Just two months ago we had “The Stanford Prison Experiment,” based on the 1971 psychological exercise in which 12 college students were randomly selected to play the role of guards and 12 were chosen to play prisoners, with disturbing results.
Now comes “Experimenter,” based on the 1961 exercise (and a number of subsequent, related studies) in which paid participants were told to send increasingly painful electric shocks to test-takers every time a wrong answer was given.
Apparently it’s the year of the period piece, behavior-study movie.
OK, that’s hyperbole, given we’re talking about just two movies. But throw in the Showtime series “Masters of Sex,” and we do have something of a mini-trend of dramas about researchers in the mid- to late-20th century who recruited ordinary people to participate in extraordinary exercises, to startling and sometimes flat-out shocking results.
With his forever forehead, his intelligent eyes, his disarmingly calm manner and (at times) some truly ghastly facial hair, Peter Sarsgaard’s Dr. Stanley Milgram is a quirky but undeniably commanding figure — an unorthodox academic who conducts his ethically questionable experiments with almost ruthless efficiency.
Let others cast doubts about Milgram’s methodology. He’s 100 percent convinced he’s doing important work, and if you disagree — well, that just means you’re wrong.
Milgram’s first notable experiment, which takes place in the basement of a building at Yale in 1961, at first seems to about discerning the effectiveness of pain as a teaching tool.
A handsome, serious man (John Palladino) in a gray lab coat hands envelopes containing paychecks to two regular-looking, middle-aged, visibly nervous men: Miller (Anthony Edwards) and McDonough (Jim Gaffigan).
By a seemingly arbitrary method, Miller is chosen to be the authority figure who asks multiple-choice questions, and McDonough will be the subject.
Miller will be in one room and McDonough will be on the other side of a wall, heard but not seen. Each time McDonough selects the wrong answer, Miller is to press a button giving McDonough a painful electric shock that gets worse each time.
McDonough yelps with pain, pleads for mercy — and even goes silent at one point, leading Miller to wonder if the man is unconscious or worse.
And yet Miller keeps on flipping the switches that administer hundreds of volts of electricity to McDonough, the affable man he met just a few hours ago.

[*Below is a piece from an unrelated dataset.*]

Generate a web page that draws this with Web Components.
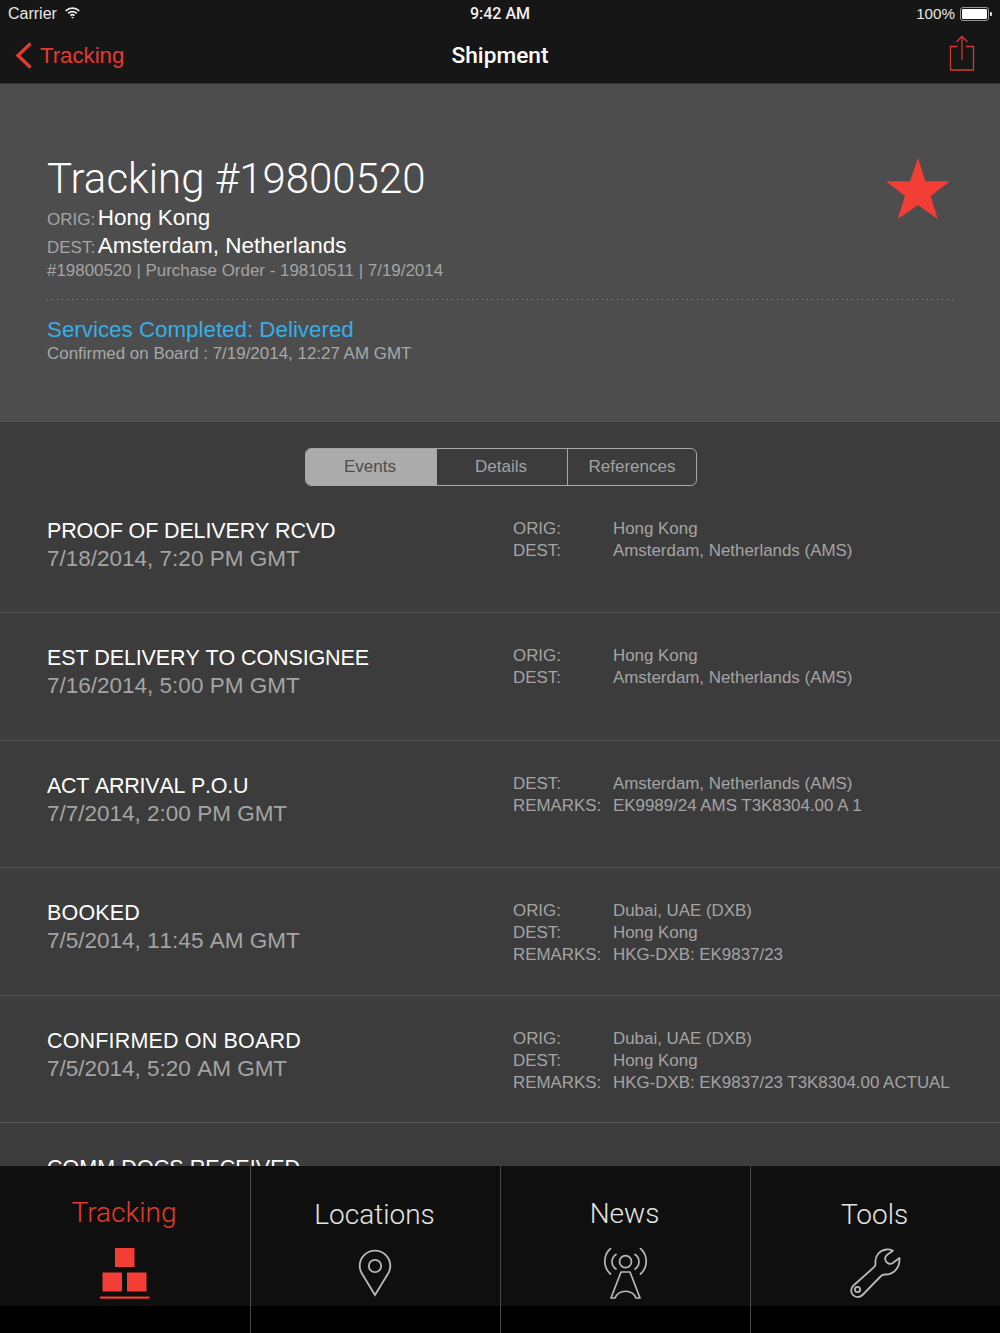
<!DOCTYPE html>
<html>
<head>
<meta charset="utf-8">
<title>Shipment</title>
<style>
  html, body { margin: 0; background: #000; }
  body { font-family: "Liberation Sans", Arial, sans-serif; }
</style>
</head>
<body>
<shipment-app>
  <status-bar></status-bar>
  <nav-bar back="Tracking" title="Shipment"></nav-bar>
  <shipment-header></shipment-header>
  <event-list>
    <seg-control></seg-control>
    <event-row title="PROOF OF DELIVERY RCVD" date="7/18/2014, 7:20 PM GMT" style="--track:-.14px">
      <info-line label="ORIG:">Hong Kong</info-line>
      <info-line label="DEST:">Amsterdam, Netherlands (AMS)</info-line>
    </event-row>
    <event-row title="EST DELIVERY TO CONSIGNEE" date="7/16/2014, 5:00 PM GMT" style="--track:-.12px">
      <info-line label="ORIG:">Hong Kong</info-line>
      <info-line label="DEST:">Amsterdam, Netherlands (AMS)</info-line>
    </event-row>
    <event-row title="ACT ARRIVAL P.O.U" date="7/7/2014, 2:00 PM GMT" style="--track:-.25px">
      <info-line label="DEST:">Amsterdam, Netherlands (AMS)</info-line>
      <info-line label="REMARKS:">EK9989/24 AMS T3K8304.00 A 1</info-line>
    </event-row>
    <event-row title="BOOKED" date="7/5/2014, 11:45 AM GMT" style="--track:.17px">
      <info-line label="ORIG:">Dubai, UAE (DXB)</info-line>
      <info-line label="DEST:">Hong Kong</info-line>
      <info-line label="REMARKS:">HKG-DXB: EK9837/23</info-line>
    </event-row>
    <event-row title="CONFIRMED ON BOARD" date="7/5/2014, 5:20 AM GMT" style="--track:.17px">
      <info-line label="ORIG:">Dubai, UAE (DXB)</info-line>
      <info-line label="DEST:">Hong Kong</info-line>
      <info-line label="REMARKS:">HKG-DXB: EK9837/23 T3K8304.00 ACTUAL</info-line>
    </event-row>
    <event-row title="COMM DOCS RECEIVED" date="" style="--track:.06px"></event-row>
  </event-list>
  <tab-bar>
    <tab-item label="Tracking" active style="--nudge:-1px">
      <svg width="50" height="52" viewBox="0 0 50 52"><g fill="#f23e35"><rect x="15" y="0" width="19.5" height="19"/><rect x="2.5" y="24.5" width="19.5" height="19"/><rect x="27" y="24.500" width="19.5" height="19"/><rect x="0" y="48.5" width="49.5" height="2.2"/></g></svg>
    </tab-item>
    <tab-item label="Locations" style="--nudge:1px">
      <svg width="50" height="52" viewBox="0 0 50 52" fill="none" stroke="#b9b9b9" stroke-width="1.8"><path d="M24 47 L11.500 26.500 C9.500 23.500 8.700 21 8.700 18 A15.300 15.300 0 0 1 39.300 18 C39.300 21 38.500 23.500 36.500 26.500 Z"/><circle cx="24" cy="18" r="6.200"/></svg>
    </tab-item>
    <tab-item label="News">
      <svg width="50" height="52" viewBox="0 0 50 52" fill="none" stroke="#b9b9b9" stroke-width="1.7" stroke-linecap="round" stroke-linejoin="round"><circle cx="24.500" cy="13.700" r="6"/><path d="M15 6.500A8.600 8.600 0 0 0 15 21"/><path d="M34 6.500A8.600 8.600 0 0 1 34 21"/><path d="M9.500 .5A17.100 17.100 0 0 0 9.500 26"/><path d="M39.500 .5A17.100 17.100 0 0 1 39.500 26"/><path d="M20 24 L10 50 H14 C18 41 31 41 35 50 H39 L29 24 Z"/></svg>
    </tab-item>
    <tab-item label="Tools" style="--nudge:.5px">
      <svg width="52" height="52" viewBox="0 0 52 52" fill="none" stroke="#b9b9b9" stroke-width="1.8" stroke-linejoin="round"><path d="M36.500 1.500 C29.500 2 24.500 8.500 25.500 15.500 C25.700 17 25.300 18 24 19.200 L3.500 37.500 C.5 40.300 .5 44.500 3 47 C5.500 49.700 9.800 49.700 12.500 47 L31 28 C32.300 26.800 33.500 26.500 35 26.500 C43.500 26.700 50 20 49.500 10 L42 15.500 C39.500 16.500 36.500 15 35.500 12.500 C34.700 10 35.500 8 37.500 6.500 L43 2.800 C41 1.800 38.800 1.300 36.500 1.500 Z"/><circle cx="7.500" cy="41.500" r="2.600"/></svg>
    </tab-item>
  </tab-bar>
</shipment-app>

<script>
// small helper, every element below is just a template + styles
function shadow(el, css, html) {
  el.attachShadow({ mode: "open" });
  el.shadowRoot.innerHTML = `<style>${css}</style>${html}`;
}

class ShipmentApp extends HTMLElement {
  constructor() {
    super();
    shadow(this, `
      :host {
        display: flex;
        flex-direction: column;
        height: 1333px;
        overflow: hidden;
        font-family: "Liberation Sans", Arial, sans-serif;
      }
    `, `<slot></slot>`);
  }
}

class StatusBar extends HTMLElement {
  constructor() {
    super();
    shadow(this, `
      :host {
        display: grid;
        grid-template-columns: 1fr auto 1fr;
        align-items: center;
        height: 28px;
        padding: 0 8px;
        background: #161616;
        color: #e8e8e8;
        font-size: 16px;
        flex: none;
      }
      .left { display: flex; align-items: center; gap: 8px; }
      .right { display: flex; align-items: center; justify-content: flex-end; gap: 5px; }
      .right span { font-size: 15.2px; margin-bottom: 2px; }
      .time { color: #f2f2f2; font-family: Roboto, sans-serif; font-weight: 500; margin-bottom: 1px; }
      svg { display: block; }
      .wifi { margin-top: -2px; }
    `, `
      <div class="left"><span>Carrier</span>
        <svg class="wifi" width="15" height="12" viewBox="0 0 15 12" fill="none" stroke="#eee" stroke-width="1.8"><path d="M.8 3.8a9.6 9.6 0 0 1 13.4 0"/><path d="M3.2 6.300a6.200 6.200 0 0 1 8.600 0"/><path d="M5.500 8.600a2.900 2.900 0 0 1 4 0"/><path d="M7.500 11.600l-1.500-1.700h3z" fill="#eee" stroke="none"/></svg>
      </div>
      <div class="time">9:42 AM</div>
      <div class="right"><span>100%</span>
        <svg width="32" height="14" viewBox="0 0 32 14"><rect x=".5" y=".5" width="28" height="13" rx="2.5" fill="none" stroke="#999"/><rect x="2" y="2" width="25" height="10" rx="1.200" fill="#fff"/><path d="M30 5h1a1 1 0 0 1 1 1v2a1 1 0 0 1-1 1h-1z" fill="#ddd"/></svg>
      </div>
    `);
  }
}

class NavBar extends HTMLElement {
  constructor() {
    super();
    shadow(this, `
      :host {
        display: grid;
        grid-template-columns: 1fr auto 1fr;
        align-items: center;
        height: 54px;
        padding: 0 25px 1px 15px;
        background: #161616;
        border-bottom: 1px solid #333;
        flex: none;
      }
      .back { display: flex; align-items: center; gap: 7px; color: #e8382f; font-size: 22.2px; }
      .back span { margin-top: 1px; }
      .title { color: #fff; font-family: Roboto, sans-serif; font-weight: 500; font-size: 22.7px; margin-left: 10px; }
      .share { justify-self: end; display: block; margin-bottom: 5px; }
      svg { display: block; }
    `, `
      <div class="back">
        <svg width="18" height="27" viewBox="0 0 18 27" fill="none" stroke="#e8382f" stroke-width="3.4"><path d="M15.500 1.500L3 13.500l12.500 12"/></svg>
        <span>${this.getAttribute("back")}</span>
      </div>
      <div class="title">${this.getAttribute("title")}</div>
      <svg class="share" width="26" height="36" viewBox="0 0 26 36" fill="none" stroke="#cf3a32" stroke-width="1.3"><path d="M8.500 11.500H1.500V35h23V11.500h-7.500"/><path d="M13 25V1.500"/><path d="M7.500 7L13 1.500 18.500 7"/></svg>
    `);
  }
}

class ShipmentHeader extends HTMLElement {
  constructor() {
    super();
    shadow(this, `
      :host {
        display: block;
        position: relative;
        height: 338px;
        box-sizing: border-box;
        padding: 71px 47px 0;
        background: #4d4d4d;
        flex: none;
      }
      h1 {
        margin: 0 0 1px;
        font: 300 42px/48px Roboto, sans-serif;
        color: #fff;
      }
      .line { display: flex; align-items: baseline; gap: 2.5px; height: 28px; line-height: 28px; font-size: 22.5px; color: #fff; }
      .line b { font-weight: normal; font-size: 17px; color: #a4a4a4; }
      .sub { font-size: 16.93px; line-height: 20px; color: #a4a4a4; margin-top: 1px; }
      .rule {
        height: 1px;
        margin: 18px 0 17px;
        background: linear-gradient(90deg, #8a8a8a 1px, transparent 1px) 0 0 / 5px 1px repeat-x;
      }
      .status { font-size: 22.35px; line-height: 26px; color: #37ade9; }
      .conf { font-size: 16.95px; line-height: 22px; color: #a8a8a8; }
      .star { position: absolute; left: 885px; top: 73px; }
    `, `
      <h1>Tracking #19800520</h1>
      <div class="line"><b>ORIG:</b><span>Hong Kong</span></div>
      <div class="line"><b>DEST:</b><span>Amsterdam, Netherlands</span></div>
      <div class="sub">#19800520 | Purchase Order - 19810511 | 7/19/2014</div>
      <div class="rule"></div>
      <div class="status">Services Completed: Delivered</div>
      <div class="conf">Confirmed on Board : 7/19/2014, 12:27 AM GMT</div>
      <svg class="star" width="66" height="64" viewBox="0 0 66 64"><path fill="#f23e35" d="M33 1L25 24.300H1L20 39 12.700 62 33 48 52.700 62 45.700 39 65 24.300H40.300z"/></svg>
    `);
  }
}

class EventList extends HTMLElement {
  constructor() {
    super();
    shadow(this, `
      :host {
        display: flex;
        flex-direction: column;
        flex: 1;
        min-height: 0;
        overflow: hidden;
        background: #3c3c3c;
      }
    `, `<slot></slot>`);
  }
}

class SegControl extends HTMLElement {
  constructor() {
    super();
    shadow(this, `
      :host {
        display: flex;
        justify-content: center;
        padding: 26px 0 0 2px;
        margin-bottom: -.5px;
        flex: none;
      }
      .seg {
        display: grid;
        grid-template-columns: 130px 131px 129px;
        width: 392px;
        height: 38px;
        box-sizing: border-box;
        border: 1px solid #a6a6a6;
        border-radius: 6px;
        overflow: hidden;
      }
      .seg div {
        display: flex;
        align-items: center;
        justify-content: center;
        font-size: 17px;
        color: #a2a2a2;
        border-left: 1px solid #a6a6a6;
      }
      .seg div:first-child { border-left: 0; background: #ababab; color: #4d4d4d; padding-right: 2px; }
      .seg div:nth-child(2) { padding-right: 2px; }
    `, `<div class="seg"><div>Events</div><div>Details</div><div>References</div></div>`);
  }
}

class EventRow extends HTMLElement {
  constructor() {
    super();
    shadow(this, `
      :host {
        display: grid;
        grid-template-columns: 466px 1fr;
        height: 127.5px;
        box-sizing: border-box;
        padding: 31px 0 0 47px;
        border-bottom: 1px solid #555;
        flex: none;
      }
      .t { font-size: 21.5px; line-height: 28px; color: #fff; font-kerning: none; letter-spacing: var(--track, 0); }
      .d { font-size: 22.5px; line-height: 27.6px; color: #a4a4a4; font-kerning: none; }
      .info { display: flex; flex-direction: column; margin-top: 1px; }
    `, `
      <div><div class="t">${this.getAttribute("title")}</div><div class="d">${this.getAttribute("date")}</div></div>
      <div class="info"><slot></slot></div>
    `);
  }
}

class InfoLine extends HTMLElement {
  constructor() {
    super();
    shadow(this, `
      :host {
        display: grid;
        grid-template-columns: 100px 1fr;
        font-size: 16.9px;
        line-height: 22px;
        color: #a4a4a4;
      }
    `, `<span>${this.getAttribute("label")}</span><span><slot></slot></span>`);
  }
}

class TabBar extends HTMLElement {
  constructor() {
    super();
    shadow(this, `
      :host {
        display: grid;
        grid-template-columns: repeat(4, 1fr);
        height: 167px;
        background: linear-gradient(#0f0f0f 140px, #000 140px);
        flex: none;
      }
    `, `<slot></slot>`);
  }
}

class TabItem extends HTMLElement {
  constructor() {
    super();
    const active = this.hasAttribute("active");
    shadow(this, `
      :host {
        display: flex;
        flex-direction: column;
        align-items: center;
        padding-top: 29px;
        box-sizing: border-box;
        color: ${active ? "#e8382f" : "#e4e4e4"};
        font: 300 28px/38px Roboto, sans-serif;
      }
      :host(:not(:first-child)) { border-left: 1px solid #4a4a4a; }
      .label { margin: var(--nudge, 0) 2px calc(0px - var(--nudge, 0px)) 0; }
      .icon { margin-top: 15px; display: block; }
    `, `<span class="label">${this.getAttribute("label")}</span><div class="icon"><slot></slot></div>`);
  }
}

customElements.define("shipment-app", ShipmentApp);
customElements.define("status-bar", StatusBar);
customElements.define("nav-bar", NavBar);
customElements.define("shipment-header", ShipmentHeader);
customElements.define("event-list", EventList);
customElements.define("seg-control", SegControl);
customElements.define("event-row", EventRow);
customElements.define("info-line", InfoLine);
customElements.define("tab-bar", TabBar);
customElements.define("tab-item", TabItem);
</script>
</body>
</html>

In fact, McDonough works with Milgram, and he’s just pretending to be hit with those electric shocks. Milgram doesn’t care about studying pain as a teaching tool; he’s interested in learning about how far his subjects will go, how much pain they will inflict, simply because an authority figure in a lab coat is giving them the OK to do so.
Milgram conducts the same experiment on hundreds of subjects, with McDonough as the test-taker every time. (Gaffigan is terrific as the mild-mannered accountant who has been hired to play the perpetual victim and becomes something of a Method performer).
Some 65 percent of the time, the test-givers keep on administering those electric shocks until there are no more questions to be asked, no higher voltage to be inflicted.
The study launches Milgram’s career as a celebrity — and as a figure of much controversy, as he conducts a number of experiments in which subjects aren’t told the truth about the nature of the study.
In one of the film’s best scenes, Milgram brings a portable radio into class on Nov. 22, 1963, and tells his students the president has been shot. Their first reaction is to ask him what kind of experiment he’s conducting.
Writer-director Michael Almereyda is a true talent with a seemingly endless array of stylistic tricks up his sleeve, but that’s not always a good thing. Fairly late in the story, we get a scene about a 1970s TV movie based on Milgram’s book, with Kellan Lutz playing William Shatner, and Dennis Haysbert playing Ossie Davis. It’s a mess.
The character of Milgram breaks the fourth wall and addresses us directly. One extended segment looks like something out of a pop-up book, with the characters outlined against deliberately flattened-out backdrops. At times the score is so dramatic and forceful it almost has to be a joke of some kind.
Sarsgaard is a fine actor, but his portrayal of Milgram sometimes seems more about the mannerisms and the tics than giving us true insight into the character.
Winona Ryder gives a solid, more accessible performance as Milgram’s wife. Familiar faces from Anton Yelchin (monumentally irritating and actor-y in just a few minutes onscreen) and John Leguizamo (quietly effective) show up in cameos of wildly varying quality.
In a way (and maybe it was a conscious choice), some of Almereyda’s flourishes mirror Milgram’s flamboyance — but in both cases, when you have such a provocative foundation and such rich material to work with, pushing it to the next level isn’t necessarily the best choice.
Magnolia Pictures presents a film written and directed by Michael Almereyda. Running time: 90 minutes. Rated PG-13 (for thematic material and brief strong language.). Available on demand and opening Friday at the Music Box Theatre.